◆ **DATA SECTION**:
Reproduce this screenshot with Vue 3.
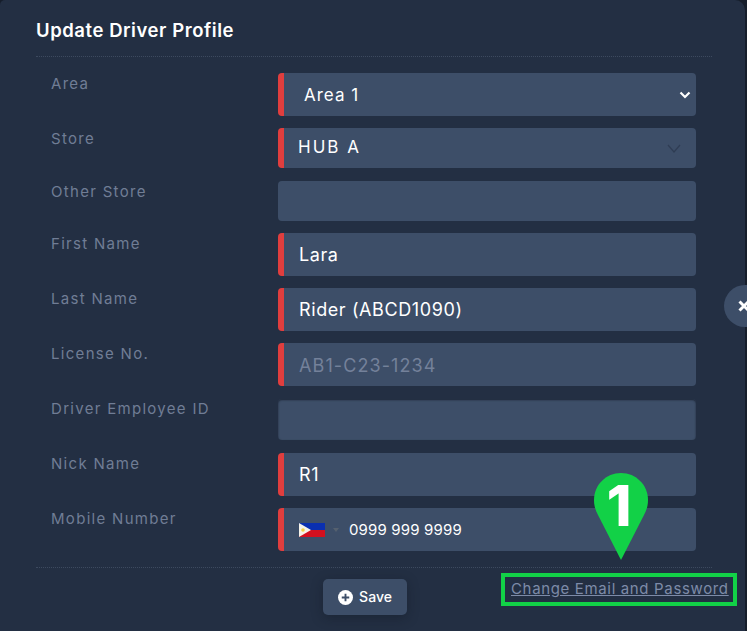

--

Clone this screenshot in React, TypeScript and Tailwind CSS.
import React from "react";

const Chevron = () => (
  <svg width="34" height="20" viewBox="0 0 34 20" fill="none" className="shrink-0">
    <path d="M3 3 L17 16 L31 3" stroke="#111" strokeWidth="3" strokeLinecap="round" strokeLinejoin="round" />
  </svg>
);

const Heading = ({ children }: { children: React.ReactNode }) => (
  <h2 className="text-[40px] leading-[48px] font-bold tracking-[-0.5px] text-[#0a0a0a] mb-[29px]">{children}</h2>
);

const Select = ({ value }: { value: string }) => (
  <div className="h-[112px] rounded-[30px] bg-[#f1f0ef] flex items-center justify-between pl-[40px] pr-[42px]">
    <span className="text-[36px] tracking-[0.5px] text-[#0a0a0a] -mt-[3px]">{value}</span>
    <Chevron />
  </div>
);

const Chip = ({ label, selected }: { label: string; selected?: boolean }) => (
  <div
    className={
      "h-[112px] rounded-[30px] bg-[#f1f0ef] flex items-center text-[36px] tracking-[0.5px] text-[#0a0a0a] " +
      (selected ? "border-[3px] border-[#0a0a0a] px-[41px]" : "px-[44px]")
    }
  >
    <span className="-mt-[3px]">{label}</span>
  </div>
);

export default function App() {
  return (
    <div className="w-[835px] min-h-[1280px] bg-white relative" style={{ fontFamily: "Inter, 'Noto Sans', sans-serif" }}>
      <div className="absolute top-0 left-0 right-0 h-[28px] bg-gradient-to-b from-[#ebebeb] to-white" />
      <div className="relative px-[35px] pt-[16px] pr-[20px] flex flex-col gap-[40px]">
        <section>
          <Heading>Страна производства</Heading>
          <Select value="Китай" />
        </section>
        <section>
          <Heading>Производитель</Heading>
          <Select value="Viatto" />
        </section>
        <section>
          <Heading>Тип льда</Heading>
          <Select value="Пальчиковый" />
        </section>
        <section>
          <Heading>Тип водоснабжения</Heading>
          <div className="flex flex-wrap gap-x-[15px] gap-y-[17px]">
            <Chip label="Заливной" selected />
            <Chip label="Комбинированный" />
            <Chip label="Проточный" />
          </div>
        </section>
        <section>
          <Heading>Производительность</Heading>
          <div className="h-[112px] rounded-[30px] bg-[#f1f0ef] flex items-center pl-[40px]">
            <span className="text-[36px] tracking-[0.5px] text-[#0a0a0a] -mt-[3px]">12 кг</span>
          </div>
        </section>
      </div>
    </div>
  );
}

◆ **WHAT YOU NEED TO DO**:
Transcribe, word for word, every line from the line with "Clone this screenshot" to the line with "import React from", inclusive, and output nothing else.

◆ **IN RESPONSE**:
Clone this screenshot in React, TypeScript and Tailwind CSS.
import React from "react";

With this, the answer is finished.